Research

Overview and goals

Our lab explores the innate immune response pathways that organisms use to defend themselves against viral pathogens. We answer fundamental mechanistic questions regarding the enzymatic synthesis, specific recognition, and multi-level regulation of nucleotide-based second messengers in diverse immunological settings. Cyclic nucleotide signaling molecules are responsible for relaying and amplifying signals in nearly every biological context and have recently emerged as critical players in specialized antiviral pathways in animals and in microbial antiphage defense systems. To investigate diverse immune systems and their antiviral signaling molecules, we use a combination of recombinant protein expression, biochemical and chemical analysis, enzymology, as well as modern protein structural approaches (X-ray crystallography & cryo-EM).

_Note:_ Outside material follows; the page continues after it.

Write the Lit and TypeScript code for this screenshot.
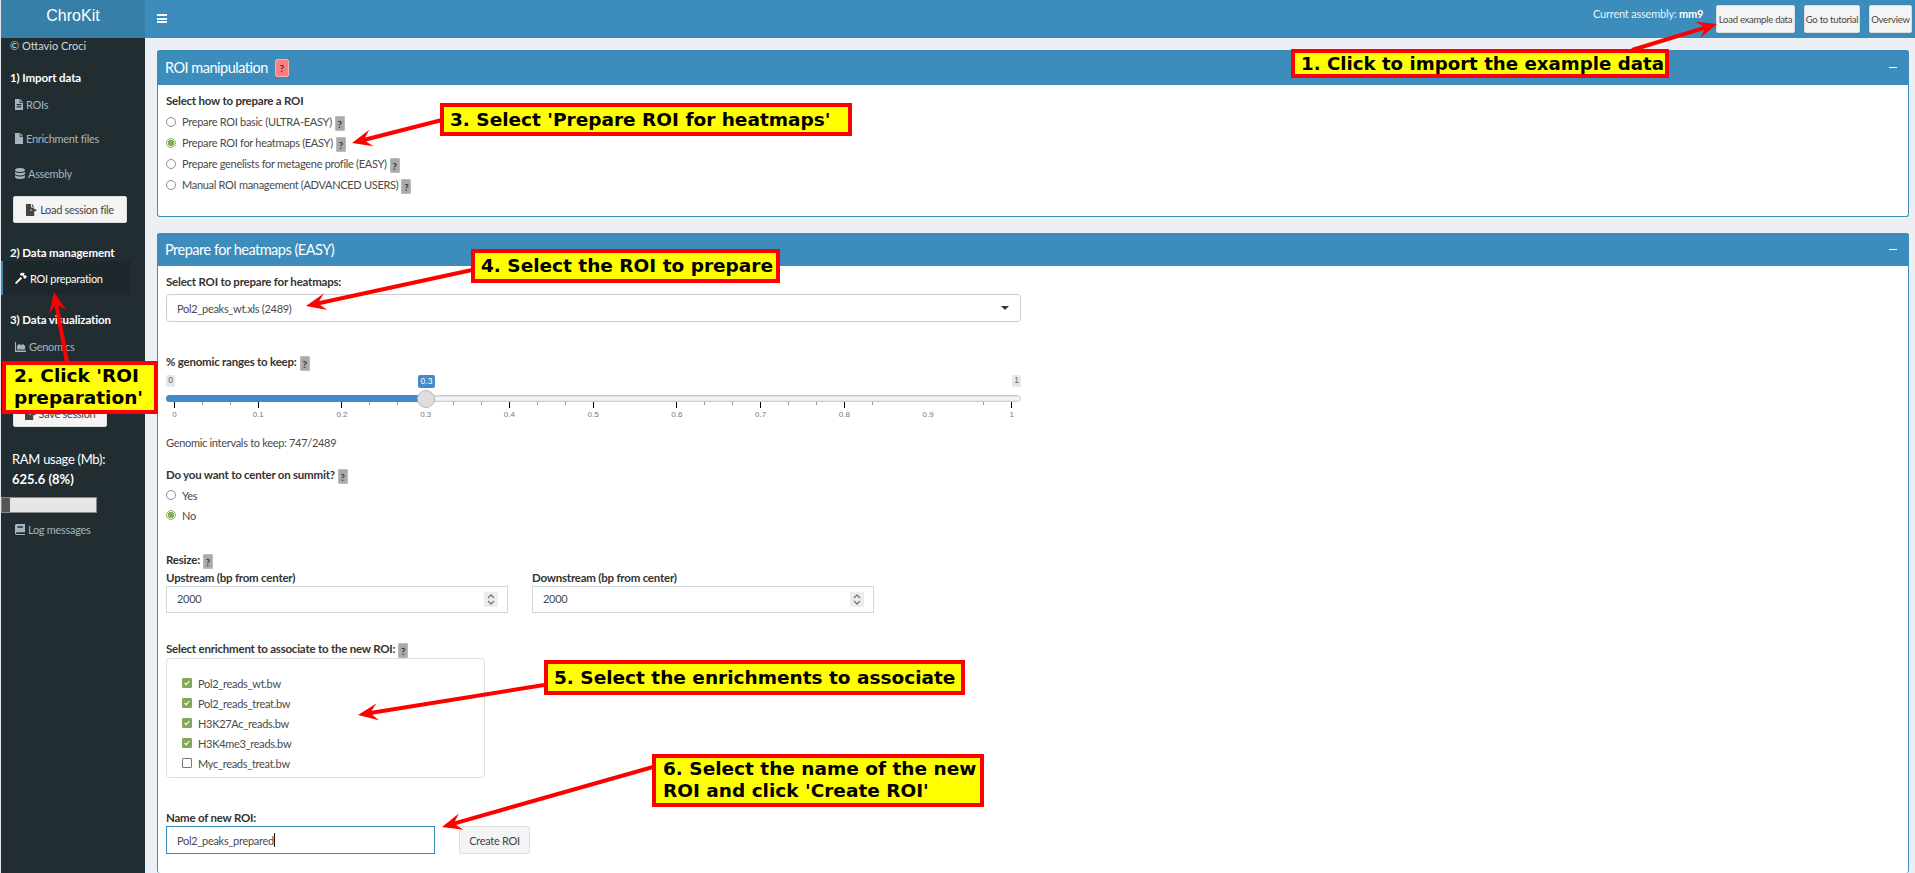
import { LitElement, html, css, svg } from "lit";
import { customElement } from "lit/decorators.js";

type Pt = [number, number];
const arrows: [Pt, Pt][] = [
  [[1632, 50], [1717, 24]],
  [[442, 120], [352, 143]],
  [[472, 270], [306, 306]],
  [[67, 362], [54, 292]],
  [[544, 685], [358, 715]],
  [[653, 767], [442, 827]],
];

function arrowPoints([a, b]: [Pt, Pt]): string {
  const dx = b[0] - a[0], dy = b[1] - a[1];
  const len = Math.hypot(dx, dy);
  const ux = dx / len, uy = dy / len, nx = -uy, ny = ux;
  const at = (along: number, side: number) =>
    `${(b[0] - ux * along + nx * side).toFixed(1)},${(b[1] - uy * along + ny * side).toFixed(1)}`;
  return [
    at(0, 0), at(20, 8.5), at(14, 2), at(len, 2), at(len, -2), at(14, -2), at(20, -8.5),
  ].join(" ");
}

const ticks = Array.from({ length: 31 }, (_, i) => i).filter(
  (i) => ![4, 5, 16, 17, 26, 28, 27].includes(i)
);
const labels = ["0", "0.1", "0.2", "0.3", "0.4", "0.5", "0.6", "0.7", "0.8", "0.9", "1"];

const help = html`<span class="help">?</span>`;
const icon = (d: string, cls = "") =>
  html`<svg class="ico ${cls}" viewBox="0 0 12 12" preserveAspectRatio="none" aria-hidden="true"><path d=${d} fill="currentColor" fill-rule="evenodd"></path></svg>`;
const ICONS = {
  fileText: "M0 0h7v4h5v8H0zM8 0l4 3H8zM2.500 5.500h7v1.200h-7zM2.500 8h7v1.200h-7z",
  file: "M0 0h7v4h5v8H0zM8 0l4 3H8z",
  db: "M6 0c3.300 0 6 .9 6 2.200s-2.700 2.200-6 2.200S0 3.500 0 2.200 2.700 0 6 0zM0 4c1.200 1 3.600 1.500 6 1.500S10.800 5 12 4v2.100c0 1.200-2.700 2.100-6 2.100S0 7.300 0 6.100zM0 7.800c1.200 1 3.600 1.500 6 1.500s4.800-.5 6-1.500v2c0 1.200-2.700 2.200-6 2.200s-6-1-6-2.200z",
  exp: "M0 0h5.500v3.500H9v2H5v1.500h4V12H0zM6.500 0 9 2.500H6.500zM8.500 4.300 12 6.300 8.500 8.300V7H6V5.600h2.500z",
  hammer: "M.5 10.200 5.700 5l1.400 1.400-5.200 5.200c-.4.400-1 .4-1.400 0s-.4-1 0-1.400zM4.800 2.200C6.400.5 8.800.5 10 1.500l-1.300.4.900 1.500.8-.2 1.600 1.500-2.200 2.200-1.500-1.500.2-.8-1.500-1.400-.9.500z",
  chart: "M0 1h1.200v9.300H12V12H0zM2.200 9.400V5.800L4.500 3l2.200 1.700L8.800 3.200 11 5.500v3.900z",
  book: "M1.800 0H12v9H2.200c-.6 0-1 .4-1 .9s.4 1 1 1H12V12H1.800C.8 12 0 11.200 0 10.200V1.800C0 .8.800 0 1.800 0zM3 2.500V4.200h6.500V2.500z",
};

@customElement("app-root")
export class AppRoot extends LitElement {
  static styles = css`
    :host {
      display: block;
      position: relative;
      width: 100%;
      height: 873px;
      overflow: hidden;
      background: #ecf0f5;
      font-family: "Lato", "Noto Sans", sans-serif;
      font-size: 11px;
      letter-spacing: -0.3px;
      color: #333;
      box-sizing: border-box;
      border-left: 1px solid #e4e8ee;
    }
    * { box-sizing: border-box; }
    .top { display: flex; height: 38px; background: #3c8dbc; }
    .logo {
      width: 144px; background: #367fa9; color: #fff;
      font-family: "Liberation Sans", sans-serif; font-size: 16px; letter-spacing: 0;
      text-align: center; line-height: 31px;
    }
    .burger { width: 10px; margin: 14px 0 0 12px; height: 9px; display: flex; flex-direction: column; justify-content: space-between; }
    .burger i { display: block; height: 2px; background: #fff; }
    .topright { margin-left: auto; display: flex; align-items: flex-start; padding-top: 5px; padding-right: 3px; }
    .assembly { color: #e8f1f7; margin: 2px 11px 0 0; width: 112px; white-space: nowrap; letter-spacing: -0.2px; }
    .assembly b { color: #fff; }
    .tb {
      height: 28px; background: #f4f4f4; border: 1px solid #ddd; border-radius: 2px; letter-spacing: -0.25px;
      font-size: 9.500px; color: #444; display: flex; align-items: center; justify-content: center; margin-left: 9px; white-space: nowrap;
    }
    .tb.a { width: 79px; margin-left: 0; }
    .tb.b { width: 56px; }
    .tb.c { width: 43px; }
    .main { display: flex; height: 835px; overflow: hidden; }
    .side { width: 144px; background: #222d32; color: #b8c7ce; flex: none; }
    .copy { height: 16px; line-height: 16px; padding-left: 9px; color: #cfd8dc; letter-spacing: 0; }
    .sh { height: 16px; line-height: 16px; padding-left: 9px; color: #fff; font-weight: 700; font-size: 11.500px; letter-spacing: -0.1px; white-space: nowrap; }
    .mi { display: flex; align-items: center; gap: 3px; padding-left: 14px; color: #a5b5bd; white-space: nowrap; }
    .mi.h34 { height: 34px; }
    .mi.h35 { height: 35px; }
    .ico { width: 8px; height: 11px; flex: none; }
    .ico.w10 { width: 10px; }
    .ico.w11 { width: 11px; }
    .mi.active {
      width: 130px; color: #fff; background: #1e282c; border-left: 2px solid #3c8dbc; padding-left: 12px;
    }
    .mi.active .ico { width: 12px; height: 12px; }
    .sbtn {
      margin-left: 12px; height: 27px; background: #f4f4f4; border: 1px solid #ddd; border-radius: 2px;
      color: #444; display: flex; align-items: center; justify-content: center; gap: 3px; white-space: nowrap;
    }
    .sbtn .ico { width: 11px; height: 12px; }
    .ram { padding-left: 11px; color: #fff; font-size: 13px; letter-spacing: -0.3px; line-height: 20px; height: 20px; white-space: nowrap; }
    .ramv { padding-left: 11px; color: #fff; font-weight: 700; font-size: 13px; letter-spacing: 0; line-height: 21px; height: 19px; }
    .bar { width: 96px; height: 16px; background: #e6e6e6; border: 1px solid #888; margin-top: 9px; }
    .bar i { display: block; width: 8px; height: 100%; background: #555; }
    .logrow { margin-top: -1px; }
    .content { flex: 1; display: flex; flex-direction: column; padding: 12px 6px 0 12px; min-width: 0; }
    .box { background: #fff; border: 1px solid #3c8dbc; border-top: 0; border-radius: 3px; }
    .box + .box { margin-top: 16px; border-bottom: 0; flex: 1; }
    .bh {
      height: 35px; margin: 0 -1px; background: #3c8dbc; color: #fff; border-radius: 3px 3px 0 0;
      display: flex; align-items: center; padding-left: 8px; font-size: 14.500px; letter-spacing: -0.5px; position: relative;
    }
    .box + .box .bh { height: 33px; }
    .minus { margin-left: auto; margin-right: 12px; width: 8px; height: 1.500px; background: #fff; }
    .hr {
      margin-left: 7px; width: 14px; height: 18px; background: #ff7f7f; border: 1px solid #f8b0b0; border-radius: 2px;
      color: #333; font-size: 10px; font-weight: 700; text-align: center; line-height: 17px; margin-top: 1px; letter-spacing: 0;
    }
    .body { padding: 8px 8px 0 8px; }
    .box:first-of-type .body { height: 131px; }
    .lbl { height: 16px; line-height: 16px; font-weight: 700; font-size: 11.500px; letter-spacing: -0.22px; white-space: nowrap; display: flex; align-items: center; }
    .help {
      display: inline-block; width: 10px; height: 15px; background: #aaa; border: 1px solid #bbb; color: #333; letter-spacing: 0;
      font-size: 9.500px; font-weight: 700; text-align: center; line-height: 15px; margin: 3px 0 0 3px; flex: none; border-radius: 1px;
    }
    .row { display: flex; align-items: center; white-space: nowrap; color: #4a4a4a; }
    .row.r21 { height: 21px; }
    .row.r20 { height: 20px; }
    .row .t { margin-left: 6px; }
    .radio { width: 10px; height: 10px; border-radius: 50%; border: 1px solid #8b8b98; background: #fff; flex: none; }
    .radio.on { border-color: #8fb269; background: radial-gradient(circle, #84ad54 0 3.2px, #fff 3.6px); }
    .field { width: 855px; height: 28px; border: 1px solid #ccc; border-radius: 4px; margin-top: 4px; display: flex; align-items: center; padding-left: 10px; color: #4a4a4a; position: relative; }
    .caret { position: absolute; right: 11px; top: 11px; width: 0; height: 0; border: 4px solid transparent; border-top-color: #333; border-bottom: 0; }
    .m32 { margin-top: 32px; }
    .slider { position: relative; width: 855px; height: 61px; letter-spacing: 0; }
    .tag { position: absolute; top: 5px; height: 12px; background: #e6e6e6; color: #666; font-family: "Liberation Sans", sans-serif; font-size: 8.500px; line-height: 11px; text-align: center; border-radius: 2px; width: 9px; }
    .tag.v { left: 252px; width: 17px; top: 5px; height: 13px; line-height: 13px; background: #428bca; color: #fff; }
    .tag.max { right: 0; }
    .track { position: absolute; top: 25px; left: 0; right: 0; height: 7px; border-radius: 4px; background: linear-gradient(#d8d8d8, #fbfbfb 40%, #e6e6e6); border: 1px solid #ccc; }
    .fill { position: absolute; top: 25px; left: 0; width: 260px; height: 7px; background: #428bca; border-radius: 4px 0 0 4px; }
    .handle { position: absolute; left: 251px; top: 20px; width: 18px; height: 18px; border-radius: 50%; background: #dedede; border: 1px solid #bbb; }
    .tick { position: absolute; top: 32px; width: 1px; height: 3px; background: #999; }
    .tick.maj { height: 6px; background: #000; }
    .tl { position: absolute; top: 40px; width: 20px; margin-left: -10px; text-align: center; font-family: "Liberation Sans", sans-serif; font-size: 8px; color: #777; line-height: 10px; }
    .note1 { margin-top: 4px; height: 16px; line-height: 16px; color: #4a4a4a; }
    .m16 { margin-top: 16px; }
    .m27 { margin-top: 27px; }
    .radios { margin-top: 2px; }
    .inputs { display: flex; gap: 24px; }
    .inputs .lbl { height: 16px; margin-top: 2px; }
    .num { width: 342px; height: 27px; border: 1px solid #d2d6de; display: flex; align-items: center; padding-left: 10px; padding-bottom: 2px; color: #4a4a4a; position: relative; }
    .spin { position: absolute; right: 9px; top: 5px; width: 14px; height: 15px; background: #ededed; color: #666; }
    .spin svg { display: block; width: 100%; height: 100%; }
    .m28 { margin-top: 28px; }
    .chk { width: 319px; height: 120px; border: 1px solid #ddd; border-radius: 4px; margin-top: 1px; padding: 14px 0 0 15px; }
    .cb { width: 10px; height: 10px; flex: none; border-radius: 1px; border: 1px solid #777; background: #fff; }
    .cb.on { border-color: #84a857; background: #84a857; }
    .cb svg { display: block; width: 100%; height: 100%; }
    .m32b { margin-top: 32px; }
    .last { display: flex; gap: 24px; }
    .txt { width: 269px; height: 28px; border: 1px solid #3c8dbc; display: flex; align-items: center; padding-left: 10px; color: #4a4a4a; }
    .cursor { display: inline-block; width: 1px; height: 14px; background: #111; }
    .create { width: 71px; height: 28px; background: #f4f4f4; border: 1px solid #ddd; border-radius: 2px; color: #444; display: flex; align-items: center; justify-content: center; }
    .overlay { position: absolute; left: -1px; top: 0; width: 1915px; height: 873px; pointer-events: none; }
    .n {
      position: absolute; background: #ff0; border: 4px solid #f00; color: #000; letter-spacing: 0;
      font-family: "DejaVu Sans", sans-serif; font-weight: 700; font-size: 18.500px; line-height: 21px; padding: 0 6px; white-space: nowrap;
    }
    .n1 { left: 1290px; top: 49px; width: 378px; height: 29px; line-height: 21px; font-size: 18.200px; }
    .n2 { left: 1px; top: 361px; width: 156px; height: 53px; padding-left: 8px; line-height: 22px; }
    .n3 { left: 439px; top: 103px; width: 412px; height: 33px; line-height: 25px; }
    .n4 { left: 470px; top: 249px; width: 309px; height: 34px; line-height: 26px; }
    .n5 { left: 543px; top: 660px; width: 421px; height: 35px; line-height: 27px; }
    .n6 { left: 651px; top: 754px; width: 332px; height: 53px; line-height: 22px; padding-left: 7px; }
  `;

  render() {
    const spin = html`<span class="spin"><svg viewBox="0 0 14 15"><path d="M4 6l3-3 3 3M4 9l3 3 3-3" fill="none" stroke="#777" stroke-width="1.300"></path></svg></span>`;
    return html`
      <div class="top">
        <div class="logo">ChroKit</div>
        <div class="burger"><i></i><i></i><i></i></div>
        <div class="topright">
          <span class="assembly">Current assembly: <b>mm9</b></span>
          <div class="tb a">Load example data</div>
          <div class="tb b">Go to tutorial</div>
          <div class="tb c">Overview</div>
        </div>
      </div>
      <div class="main">
        <aside class="side">
          <div class="copy">© Ottavio Croci</div>
          <div class="sh" style="margin-top:16px">1) Import data</div>
          <div class="mi h34" style="margin-top:1px">${icon(ICONS.fileText)}ROIs</div>
          <div class="mi h35">${icon(ICONS.file)}Enrichment files</div>
          <div class="mi h35">${icon(ICONS.db, "w10")}Assembly</div>
          <div class="sbtn" style="margin-top:5px;width:114px">${icon(ICONS.exp)}Load session file</div>
          <div class="sh" style="margin-top:22px">2) Data management</div>
          <div class="mi h34 active">${icon(ICONS.hammer)}ROI preparation</div>
          <div class="sh" style="margin-top:17px">3) Data visualization</div>
          <div class="mi h34" style="margin-top:1px">${icon(ICONS.chart, "w11")}Genomics</div>
          <div class="sbtn" style="margin-top:37px;width:94px">${icon(ICONS.exp)}Save session</div>
          <div class="ram" style="margin-top:22px">RAM usage (Mb):</div>
          <div class="ramv">625.6 (8%)</div>
          <div class="bar"><i></i></div>
          <div class="mi h34 logrow">${icon(ICONS.book, "w10")}Log messages</div>
        </aside>
        <div class="content">
          <section class="box">
            <div class="bh">ROI manipulation<span class="hr">?</span><span class="minus"></span></div>
            <div class="body">
              <div class="lbl">Select how to prepare a ROI</div>
              <div class="row r21" style="margin-top:2px"><span class="radio"></span><span class="t">Prepare ROI basic (ULTRA-EASY)</span>${help}</div>
              <div class="row r21"><span class="radio on"></span><span class="t">Prepare ROI for heatmaps (EASY)</span>${help}</div>
              <div class="row r21"><span class="radio"></span><span class="t">Prepare genelists for metagene profile (EASY)</span>${help}</div>
              <div class="row r21"><span class="radio"></span><span class="t">Manual ROI management (ADVANCED USERS)</span>${help}</div>
            </div>
          </section>
          <section class="box">
            <div class="bh">Prepare for heatmaps (EASY)<span class="minus"></span></div>
            <div class="body">
              <div class="lbl">Select ROI to prepare for heatmaps:</div>
              <div class="field">Pol2_peaks_wt.xls (2489)<span class="caret"></span></div>
              <div class="lbl m32">% genomic ranges to keep:${help}</div>
              <div class="slider">
                <span class="tag" style="left:0">0</span>
                <span class="tag v">0.3</span>
                <span class="tag max">1</span>
                <div class="track"></div>
                <div class="fill"></div>
                ${ticks.map((i) => html`<span class="tick ${i % 3 === 0 ? "maj" : ""}" style="left:${8 + i * 27.91}px"></span>`)}
                <div class="handle"></div>
                ${labels.map((l, i) => html`<span class="tl" style="left:${8.5 + i * 83.73}px">${l}</span>`)}
              </div>
              <div class="note1">Genomic intervals to keep: 747/2489</div>
              <div class="lbl m16">Do you want to center on summit?${help}</div>
              <div class="radios">
                <div class="row r20"><span class="radio"></span><span class="t">Yes</span></div>
                <div class="row r20"><span class="radio on"></span><span class="t">No</span></div>
              </div>
              <div class="lbl m27">Resize:${help}</div>
              <div class="inputs">
                <div>
                  <div class="lbl">Upstream (bp from center)</div>
                  <div class="num">2000${spin}</div>
                </div>
                <div>
                  <div class="lbl">Downstream (bp from center)</div>
                  <div class="num">2000${spin}</div>
                </div>
              </div>
              <div class="lbl m28">Select enrichment to associate to the new ROI:${help}</div>
              <div class="chk">
                ${[
                  ["Pol2_reads_wt.bw", true],
                  ["Pol2_reads_treat.bw", true],
                  ["H3K27Ac_reads.bw", true],
                  ["H3K4me3_reads.bw", true],
                  ["Myc_reads_treat.bw", false],
                ].map(
                  ([t, on]) => html`<div class="row r20">
                    <span class="cb ${on ? "on" : ""}">${on ? html`<svg viewBox="0 0 10 10"><path d="M2 5l2 2 4-4.500" fill="none" stroke="#fff" stroke-width="1.400"></path></svg>` : ""}</span>
                    <span class="t">${t}</span>
                  </div>`
                )}
              </div>
              <div class="lbl m32b">Name of new ROI:</div>
              <div class="last">
                <div class="txt">Pol2_peaks_prepared<span class="cursor"></span></div>
                <div class="create">Create ROI</div>
              </div>
            </div>
          </section>
        </div>
      </div>
      <svg class="overlay" viewBox="0 0 1915 873" aria-hidden="true">
        ${arrows.map((a) => svg`<polygon points=${arrowPoints(a)} fill="#f00"></polygon>`)}
      </svg>
      <div class="n n1">1. Click to import the example data</div>
      <div class="n n2">2. Click 'ROI<br />preparation'</div>
      <div class="n n3">3. Select 'Prepare ROI for heatmaps'</div>
      <div class="n n4">4. Select the ROI to prepare</div>
      <div class="n n5">5. Select the enrichments to associate</div>
      <div class="n n6">6. Select the name of the new<br />ROI and click 'Create ROI'</div>
    `;
  }
}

Our research in this rapidly developing field will identify novel second messengers and reveal uncharacterized antiviral signaling pathways controlled by these compounds. Recently, many surprising mechanistic links between eukaryotic and prokaryotic immune signaling have been found including the discovery that bacterial genomes harbor genes encoding structural and functional homologs of critical protein components of the animal innate immune system. Through exploration of the ancient connections between prokaryotic and eukaryotic immunity we can transform our understanding of our own immune system and reveal new avenues for exploitation of these pathways for medicinal purposes and as foundation to develop new biotechnological tools.


Cyclic nucleotide signaling

A major focus of the lab is to understand the activation mechanisms and function of enzymes in immune pathways that generate specialized nucleotide signaling molecules. Recently, we provided the first evidence that cyclic CMP and cyclic UMP are important signals involved in a bacterial immune response to phage infection, produced through the action of enzymes in a defense system called Pycsar (pyrimidine cyclase system for antiphage resistance). We also revealed that a defense system known as CBASS (cyclic oligonucleotide-based antiphage signaling system), which functions through production of cyclic dinucleotide and trinucleotide second messengers, has evolutionary ties to the human cGAS-STING antiviral signaling pathway. In both Pycsar and CBASS, an enzyme is activated by phage to produce a cyclic nucleotide signal that then binds to a receptor that in-turn facilitates the destruction of the host cell to prevent the virus from completing its replication cycle. Through our research on these newly described defense systems, we will identify novel enzymatic activities and cyclic nucleotide products, clarify the mechanistic details underlying enzyme activation by phage infection, and define the rules that govern nucleotide selection at the level of the enzyme (substrate) and receptor (ligand). 

Cyclic nucleotides cartoon (left to right: mono, di, tri) Phosphates indicated by small gray circles, ribose and nucleobase represented by hexagons.

TIR domains and NADase enzymology

Other nucleotide-derived signaling molecules also play important functions in innate immunity, especially those compounds generated by enzymes that degrade the ubiquitous and critical metabolite, NAD+ (β-nicotinamide adenine dinucleotide). NAD+glycosyl hydrolases of the TIR domain family (Toll/Interleukin-1 receptor) rapidly degrade NAD+ in response to stimuli such as a viral infection or neuronal injury and some even go a step further to generate novel cyclized products. TIR enzymes have been found in many of these newly defined bacterial immune defense systems (including Pycsar & CBASS) where they function to deplete NAD+ in the cell and cause cellular growth arrest or cell death under certain conditions. TIR enzymes require protein-protein contacts brought about through homo-oligomerization for efficient NAD+ turnover and in many cases these complexes can grow quite large in vitro (tens to hundreds of copies). We will explore the dynamic growth properties of these TIR oligomers, determine the molecular switches that control NADase activation (through ligand recognition), and investigate the consequences of NAD+degradation product signaling on host-cell survival and viral restriction. 

TIR domain oligomeric filaments observed via cryo-EM

“Orphan” immune systems

Bacteria have evolved an amazing variety of protective measures in order to survive under constant threat of infection by the bacteriophage that vastly outnumber them. Bioinformatics analysis has recently revealed the existence of hundreds of distinct predicted immune defense systems encoded within bacterial genomes. Excitingly, many of these predicted systems contain protein domains with no biochemically confirmed functions and in many instances no known three-dimensional structures. With these predictions as a guide, we will begin to functionally characterize new immunological systems and identify novel mechanisms of defense while also experimentally determining structures of new protein folds and domains. We will use structure-guided phylogenetic analysis to assess patterns of conservation of these systems amongst diverse organisms. Surprisingly, the human genome also encodes many uncharacterized proteins with predicted or known structural homology to proteins involved in immune signaling. We will pursue the elucidation of the functional roles of these “orphan” enzymes and receptors to establish new possible therapeutic targets in the treatment of disease and to expand our overall basic understanding of human physiology and cell signaling.